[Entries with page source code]
## begin
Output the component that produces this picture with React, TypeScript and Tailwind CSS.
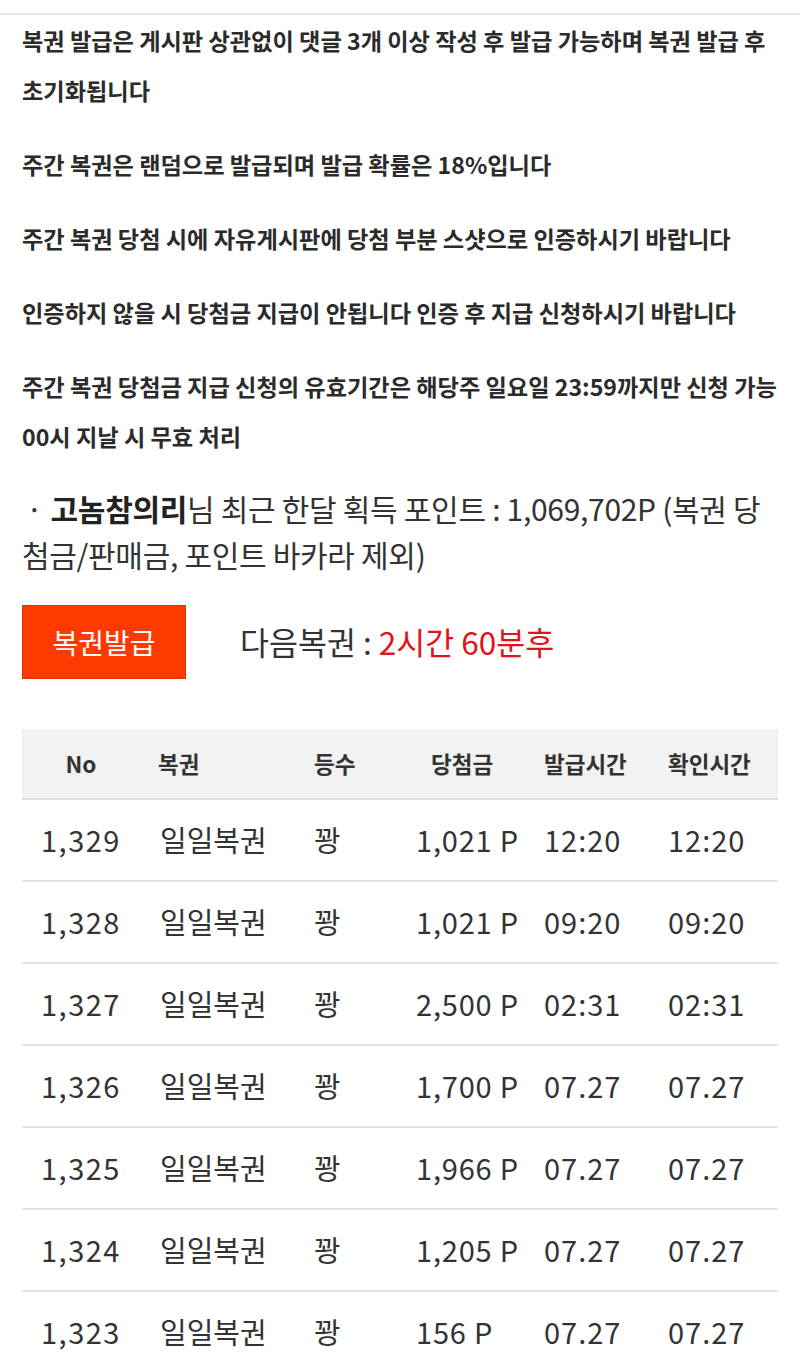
import React from 'react';

// each notice split where the original wraps
const NOTICES: string[][] = [
  ['복권 발급은 게시판 상관없이 댓글 3개 이상 작성 후 발급 가능하며 복권 발급 후', '초기화됩니다'],
  ['주간 복권은 랜덤으로 발급되며 발급 확률은 18%입니다'],
  ['주간 복권 당첨 시에 자유게시판에 당첨 부분 스샷으로 인증하시기 바랍니다'],
  ['인증하지 않을 시 당첨금 지급이 안됩니다 인증 후 지급 신청하시기 바랍니다'],
  ['주간 복권 당첨금 지급 신청의 유효기간은 해당주 일요일 23:59까지만 신청 가능', '00시 지날 시 무효 처리'],
];

const ROWS = [
  { no: '1,329', prize: '1,021 P', issued: '12:20', checked: '12:20' },
  { no: '1,328', prize: '1,021 P', issued: '09:20', checked: '09:20' },
  { no: '1,327', prize: '2,500 P', issued: '02:31', checked: '02:31' },
  { no: '1,326', prize: '1,700 P', issued: '07.27', checked: '07.27' },
  { no: '1,325', prize: '1,966 P', issued: '07.27', checked: '07.27' },
  { no: '1,324', prize: '1,205 P', issued: '07.27', checked: '07.27' },
  { no: '1,323', prize: '156 P', issued: '07.27', checked: '07.27' },
];

const COLS = 'grid grid-cols-[118px_157px_118px_127px_124px_112px]';

export default function App() {
  return (
    <div
      className="min-h-[1353px] bg-white text-[#333] overflow-hidden"
      style={{ fontFamily: '"Noto Sans CJK KR", "Noto Sans", sans-serif' }}
    >
      <div className="pt-[13px]">
        <div className="h-[2px] bg-[#e6e9ed]" />
      </div>

      <div className="px-[22px] flex flex-col gap-[24px]">
        {NOTICES.map((lines) => (
          <p key={lines[0]} className="text-[23.2px] font-bold leading-[50px] text-[#2b2b2b] whitespace-nowrap">
            {lines.map((l, i) => (
              <React.Fragment key={l}>
                {i > 0 && <br />}
                {l}
              </React.Fragment>
            ))}
          </p>
        ))}
      </div>

      <p className="px-[22px] mt-[24px] text-[30px] leading-[46px] text-[#333] whitespace-nowrap tracking-[-0.3px]">
        <span className="ml-[4px] mr-[8px]">·</span>
        <b className="font-bold text-[#222]">고놈참의리</b>님 최근 한달 획득 포인트 : 1,069,702P (복권 당
        <br />
        첨금/판매금, 포인트 바카라 제외)
      </p>

      <div className="px-[22px] mt-[28px] flex items-center gap-[54px]">
        <button className="w-[164px] h-[74px] bg-[#ff3a00] border border-[#e33500] text-white text-[28px]">
          복권발급
        </button>
        <div className="text-[31.5px] text-[#333]">
          다음복권 : <span className="text-[#e0141b]">2시간 60분후</span>
        </div>
      </div>

      <div className="mx-[22px] mt-[50px]">
        <div className={`${COLS} h-[71px] items-center bg-[#f2f2f2] border-b-2 border-[#dedede] text-[22.5px] font-bold text-[#333]`}>
          <div className="text-center">No</div>
          <div className="pl-[18px]">복권</div>
          <div className="pl-[17px]">등수</div>
          <div className="pl-[16px]">당첨금</div>
          <div className="pl-[2px]">발급시간</div>
          <div className="pl-[2px]">확인시간</div>
        </div>
        {ROWS.map((r) => (
          <div
            key={r.no}
            className={`${COLS} h-[82px] items-center border-b-2 border-[#e2e2e2] text-[29px] text-[#333]`}
          >
            <div className="text-center tracking-[1.5px]">{r.no}</div>
            <div className="pl-[20px]">일일복권</div>
            <div className="pl-[17px]">꽝</div>
            <div className="pl-[1px] tracking-[0.8px]">{r.prize}</div>
            <div className="pl-[2px] tracking-[1px]">{r.issued}</div>
            <div className="pl-[2px] tracking-[1px]">{r.checked}</div>
          </div>
        ))}
      </div>
    </div>
  );
}
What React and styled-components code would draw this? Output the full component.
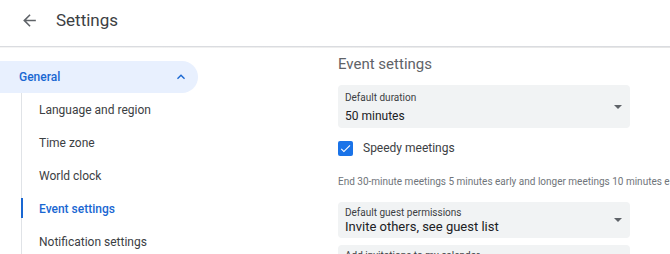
import React from "react";
import styled, { createGlobalStyle } from "styled-components";

const Global = createGlobalStyle`
  html, body { margin: 0; padding: 0; background: #fff; }
  body { font-family: Roboto, "Noto Sans", Arial, sans-serif; color: #3c4043; overflow: hidden; }
  * { box-sizing: border-box; }
`;

const Page = styled.div`
  width: 670px;
  height: 254px;
  overflow: hidden;
  display: flex;
  flex-direction: column;
`;

const Header = styled.header`
  height: 47px;
  display: flex;
  align-items: center;
  padding-left: 19px;
  gap: 17px;
  border-bottom: 1px solid #dadce0;
  position: relative;
  &::after {
    content: "";
    position: absolute;
    left: 0; right: 0; bottom: -2px;
    height: 1px;
    background: linear-gradient(to right, #f4f4f4, #e6e6e6);
  }
`;

const BackButton = styled.button`
  width: 20px;
  height: 20px;
  padding: 0;
  border: 0;
  background: none;
  display: flex;
  align-items: center;
  justify-content: center;
  color: #5f6368;
  margin-top: -6px;
`;

const Title = styled.h1`
  margin: 0;
  font-size: 17px;
  font-weight: 400;
  color: #3c4043;
  margin-top: -6px;
`;

const Body = styled.div`
  flex: 1;
  display: flex;
  min-height: 0;
`;

const Sidebar = styled.nav`
  width: 198px;
  padding-top: 14px;
  flex-shrink: 0;
`;

const SectionHead = styled.div`
  height: 32px;
  display: flex;
  align-items: center;
  justify-content: space-between;
  padding: 0 9px 0 19px;
  background: #e8f0fe;
  border-radius: 0 16px 16px 0;
  color: #1967d2;
  font-size: 12px;
  font-weight: 500;
`;

const SubList = styled.ul`
  list-style: none;
  margin: 0 0 0 21px;
  padding: 0;
  border-left: 1px solid #e0e3e7;
`;

const SubItem = styled.li`
  height: 33px;
  display: flex;
  align-items: center;
  padding-left: 17px;
  font-size: 12px;
  color: ${(p) => (p.$active ? "#1967d2" : "#3c4043")};
  font-weight: ${(p) => (p.$active ? 500 : 400)};
  position: relative;
  &::before {
    content: "";
    display: ${(p) => (p.$active ? "block" : "none")};
    position: absolute;
    left: -1px;
    top: 6px;
    width: 2px;
    height: 20px;
    background: #1967d2;
  }
`;

const Content = styled.main`
  margin-left: 140px;
  padding-top: 7px;
  width: 292px;
  flex-shrink: 0;
`;

const SectionTitle = styled.h2`
  margin: 0 0 11px;
  font-size: 15px;
  line-height: 20px;
  font-weight: 400;
  color: #5f6368;
`;

const Select = styled.div`
  background: #f1f3f4;
  border-radius: 4px;
  height: ${(p) => p.$h}px;
  padding: ${(p) => p.$pt}px 12px 0 7px;
  position: relative;
  margin-bottom: ${(p) => p.$mb || 0}px;
`;

const SelectLabel = styled.div`
  font-size: 10px;
  line-height: 13px;
  color: #3c4043;
`;

const SelectValue = styled.div`
  font-size: ${(p) => p.$fs || 12}px;
  line-height: ${(p) => p.$lh || 16}px;
  margin-top: ${(p) => p.$mt || 0}px;
  color: #202124;
`;

const Caret = styled.span`
  position: absolute;
  right: 8px;
  top: 50%;
  margin-top: -2px;
  width: 0;
  height: 0;
  border-left: 4px solid transparent;
  border-right: 4px solid transparent;
  border-top: 4px solid #5f6368;
`;

const CheckRow = styled.label`
  display: flex;
  align-items: center;
  gap: 10px;
  height: 16px;
  margin-top: 12px;
  font-size: 12px;
  color: #3c4043;
`;

const CheckBox = styled.span`
  width: 15px;
  height: 15px;
  border-radius: 2px;
  background: #1a73e8;
  display: flex;
  align-items: center;
  justify-content: center;
`;

const Hint = styled.p`
  margin: 19px 0 13px;
  font-size: 10px;
  line-height: 14px;
  color: #70757a;
  white-space: nowrap;
`;

export default function App() {
  return (
    <Page>
      <Global />
      <Header>
        <BackButton aria-label="Back">
          <svg width="19" height="19" viewBox="0 0 24 24">
            <path d="M20 11H7.83l5.59-5.59L12 4l-8 8 8 8 1.41-1.41L7.83 13H20v-2z" fill="#5f6368" />
          </svg>
        </BackButton>
        <Title>Settings</Title>
      </Header>
      <Body>
        <Sidebar>
          <SectionHead>
            <span>General</span>
            <svg width="16" height="16" viewBox="0 0 24 24">
              <path d="M7.41 15.41L12 10.83l4.59 4.58L18 14l-6-6-6 6z" fill="#1967d2" />
            </svg>
          </SectionHead>
          <SubList>
            <SubItem>Language and region</SubItem>
            <SubItem>Time zone</SubItem>
            <SubItem>World clock</SubItem>
            <SubItem $active>Event settings</SubItem>
            <SubItem>Notification settings</SubItem>
          </SubList>
        </Sidebar>
        <Content>
          <SectionTitle>Event settings</SectionTitle>
          <Select $h={43} $pt={6}>
            <SelectLabel>Default duration</SelectLabel>
            <SelectValue $mt={4}>50 minutes</SelectValue>
            <Caret />
          </Select>
          <CheckRow>
            <CheckBox>
              <svg width="13" height="13" viewBox="0 0 24 24">
                <path d="M9 16.17L4.83 12l-1.42 1.41L9 19 21 7l-1.41-1.41z" fill="#fff" />
              </svg>
            </CheckBox>
            Speedy meetings
          </CheckRow>
          <Hint>End 30-minute meetings 5 minutes early and longer meetings 10 minutes early</Hint>
          <Select $h={36} $pt={4} $mb={7}>
            <SelectLabel>Default guest permissions</SelectLabel>
            <SelectValue $fs={13} $lh={15}>Invite others, see guest list</SelectValue>
            <Caret />
          </Select>
          <Select $h={36} $pt={4}>
            <SelectLabel>Add invitations to my calendar</SelectLabel>
          </Select>
        </Content>
      </Body>
    </Page>
  );
}
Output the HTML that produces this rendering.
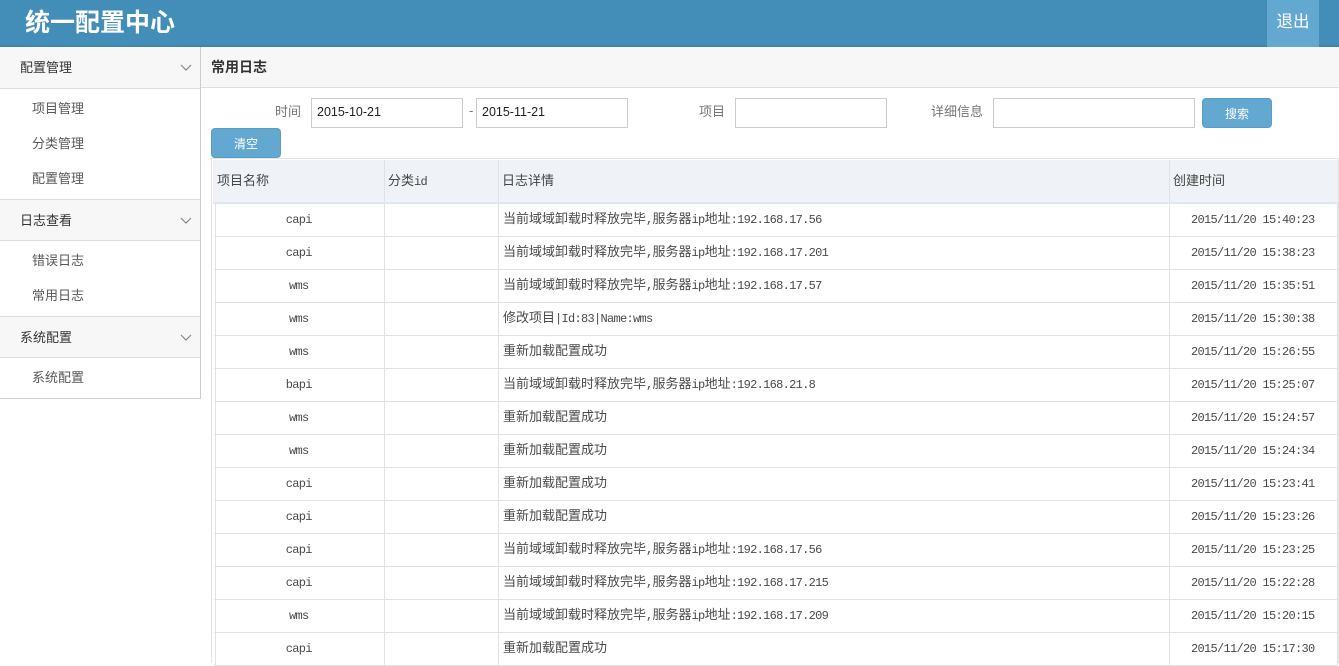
<!DOCTYPE html>
<html lang="zh"><head><meta charset="utf-8"><title>统一配置中心</title>
<style>
*{box-sizing:border-box}
html,body{margin:0;padding:0;width:1339px;height:663px;overflow:hidden;background:#fff;font-family:"Liberation Sans","Noto Sans CJK SC",sans-serif;font-size:13px;color:#555}
.a{position:absolute;white-space:nowrap}
#top{left:0;top:0;width:1339px;height:47px;background:#438eb9;border-bottom:2px solid #3d85ad}
#logo{left:25px;top:6px;font-size:25px;line-height:34px;font-weight:bold;color:#fff}
#out{left:1267px;top:0;width:52px;height:47px;background:#62a8d1;color:#fff;font-size:16.5px;line-height:45px;text-align:center}
#side{left:0;top:47px;width:201px;height:352px;border-right:1px solid #ccc;border-bottom:1px solid #ccc}
.h{position:absolute;left:0;width:200px;height:42px;background:#f7f7f7;border-bottom:1px solid #ddd;color:#333;line-height:41px;padding-left:20px;font-size:13px}
.h.t{border-top:1px solid #ddd}
.h svg{position:absolute;left:180px;top:16px}
.s{position:absolute;left:32px;line-height:20px;color:#585858}
#bar{left:201px;top:47px;width:1138px;height:41px;background:#f7f7f7;border-bottom:1px solid #ddd;color:#333;font-weight:bold;line-height:40px;padding-left:10px;font-size:14px}
.l{color:#777;line-height:20px}
.i{position:absolute;height:30px;border:1px solid #ccc;background:#fff;color:#222;font-size:12.5px;line-height:26px;padding-left:5px}
.b{position:absolute;width:70px;height:30px;background:#62a8d1;border:1px solid #5a9cc4;border-radius:4px;color:#fff;text-align:center;line-height:30px;font-size:12px}
#box{left:211px;top:158px;width:1128px;height:505px;border:1px solid #e4e4e4;border-bottom:0}
table{position:absolute;left:213px;top:160px;width:1124px;border-collapse:collapse;table-layout:fixed;color:#444}
th{height:43px;background:#eff3f8;font-weight:normal;text-align:left;padding:0 0 4px 3px;border:1px solid #dde2e8;border-top:0;border-bottom:2px solid #dfe8f1;color:#444;font-size:13px;font-family:"Liberation Sans","Noto Sans CJK SC",sans-serif}
th:first-child{border-left-color:#eff3f8}
th:last-child{border-right-color:#eff3f8}
th i{font-style:normal;font-family:"Liberation Mono",monospace;font-size:12px;letter-spacing:-.7px}
td{height:33px;padding:0 0 5px 4px;border:1px solid #e2e2e2;border-top:0;white-space:nowrap;overflow:hidden;font-size:13px;color:#4a4a4a;font-family:"Noto Sans CJK SC",monospace}
td:first-child{border-left:0;background:linear-gradient(#e2e2e2,#e2e2e2) 1px 0/1px 100% no-repeat}
td i{font-style:normal;font-family:"Liberation Mono",monospace;font-size:12px;letter-spacing:-.7px}
td.c{text-align:center;padding:0 0 5px}
td.r{padding-left:21px}
</style></head><body>
<div class="a" id="top"></div>
<div class="a" id="logo">统一配置中心</div>
<div class="a" id="out">退出</div>
<div class="a" id="side">
<div class="h" style="top:0">配置管理<svg width="12" height="10" viewBox="0 0 12 10"><path d="M1 2l5 5 5-5" fill="none" stroke="#888" stroke-width="1.2"/></svg></div>
<div class="s" style="top:52px">项目管理</div><div class="s" style="top:87px">分类管理</div><div class="s" style="top:122px">配置管理</div>
<div class="h t" style="top:152px">日志查看<svg width="12" height="10" viewBox="0 0 12 10"><path d="M1 2l5 5 5-5" fill="none" stroke="#888" stroke-width="1.2"/></svg></div>
<div class="s" style="top:204px">错误日志</div><div class="s" style="top:239px">常用日志</div>
<div class="h t" style="top:269px">系统配置<svg width="12" height="10" viewBox="0 0 12 10"><path d="M1 2l5 5 5-5" fill="none" stroke="#888" stroke-width="1.2"/></svg></div>
<div class="s" style="top:321px">系统配置</div>
</div>
<div class="a" id="bar">常用日志</div>
<div class="a l" style="left:275px;top:102px">时间</div>
<div class="i" style="left:311px;top:98px;width:152px">2015-10-21</div>
<div class="a" style="left:469px;top:103px;color:#777;line-height:16px">-</div>
<div class="i" style="left:476px;top:98px;width:152px">2015-11-21</div>
<div class="a l" style="left:699px;top:102px">项目</div>
<div class="i" style="left:735px;top:98px;width:152px"></div>
<div class="a l" style="left:931px;top:102px">详细信息</div>
<div class="i" style="left:993px;top:98px;width:202px"></div>
<div class="b" style="left:1202px;top:98px;line-height:31px">搜索</div>
<div class="b" style="left:211px;top:128px">清空</div>
<div class="a" id="box"></div>
<table>
<colgroup><col style="width:171px"><col style="width:114px"><col style="width:671px"><col style="width:168px"></colgroup>
<tr><th>项目名称</th><th>分类<i>id</i></th><th>日志详情</th><th>创建时间</th></tr>
<tr><td class="c"><i>capi</i></td><td></td><td>当前域域卸载时释放完毕<i>,</i>服务器<i>ip</i>地址<i>:192.168.17.56</i></td><td class="r"><i>2015/11/20 15:40:23</i></td></tr>
<tr><td class="c"><i>capi</i></td><td></td><td>当前域域卸载时释放完毕<i>,</i>服务器<i>ip</i>地址<i>:192.168.17.201</i></td><td class="r"><i>2015/11/20 15:38:23</i></td></tr>
<tr><td class="c"><i>wms</i></td><td></td><td>当前域域卸载时释放完毕<i>,</i>服务器<i>ip</i>地址<i>:192.168.17.57</i></td><td class="r"><i>2015/11/20 15:35:51</i></td></tr>
<tr><td class="c"><i>wms</i></td><td></td><td>修改项目<i>|Id:83|Name:wms</i></td><td class="r"><i>2015/11/20 15:30:38</i></td></tr>
<tr><td class="c"><i>wms</i></td><td></td><td>重新加载配置成功</td><td class="r"><i>2015/11/20 15:26:55</i></td></tr>
<tr><td class="c"><i>bapi</i></td><td></td><td>当前域域卸载时释放完毕<i>,</i>服务器<i>ip</i>地址<i>:192.168.21.8</i></td><td class="r"><i>2015/11/20 15:25:07</i></td></tr>
<tr><td class="c"><i>wms</i></td><td></td><td>重新加载配置成功</td><td class="r"><i>2015/11/20 15:24:57</i></td></tr>
<tr><td class="c"><i>wms</i></td><td></td><td>重新加载配置成功</td><td class="r"><i>2015/11/20 15:24:34</i></td></tr>
<tr><td class="c"><i>capi</i></td><td></td><td>重新加载配置成功</td><td class="r"><i>2015/11/20 15:23:41</i></td></tr>
<tr><td class="c"><i>capi</i></td><td></td><td>重新加载配置成功</td><td class="r"><i>2015/11/20 15:23:26</i></td></tr>
<tr><td class="c"><i>capi</i></td><td></td><td>当前域域卸载时释放完毕<i>,</i>服务器<i>ip</i>地址<i>:192.168.17.56</i></td><td class="r"><i>2015/11/20 15:23:25</i></td></tr>
<tr><td class="c"><i>capi</i></td><td></td><td>当前域域卸载时释放完毕<i>,</i>服务器<i>ip</i>地址<i>:192.168.17.215</i></td><td class="r"><i>2015/11/20 15:22:28</i></td></tr>
<tr><td class="c"><i>wms</i></td><td></td><td>当前域域卸载时释放完毕<i>,</i>服务器<i>ip</i>地址<i>:192.168.17.209</i></td><td class="r"><i>2015/11/20 15:20:15</i></td></tr>
<tr><td class="c"><i>capi</i></td><td></td><td>重新加载配置成功</td><td class="r"><i>2015/11/20 15:17:30</i></td></tr>
</table>
</body></html>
## end
_GIVEN INSTRUCTION_
Gather every line containing the word "that" and copy it.

_SOLUTION FOR THIS TASK_
Output the component that produces this picture with React, TypeScript and Tailwind CSS.
Output the HTML that produces this rendering.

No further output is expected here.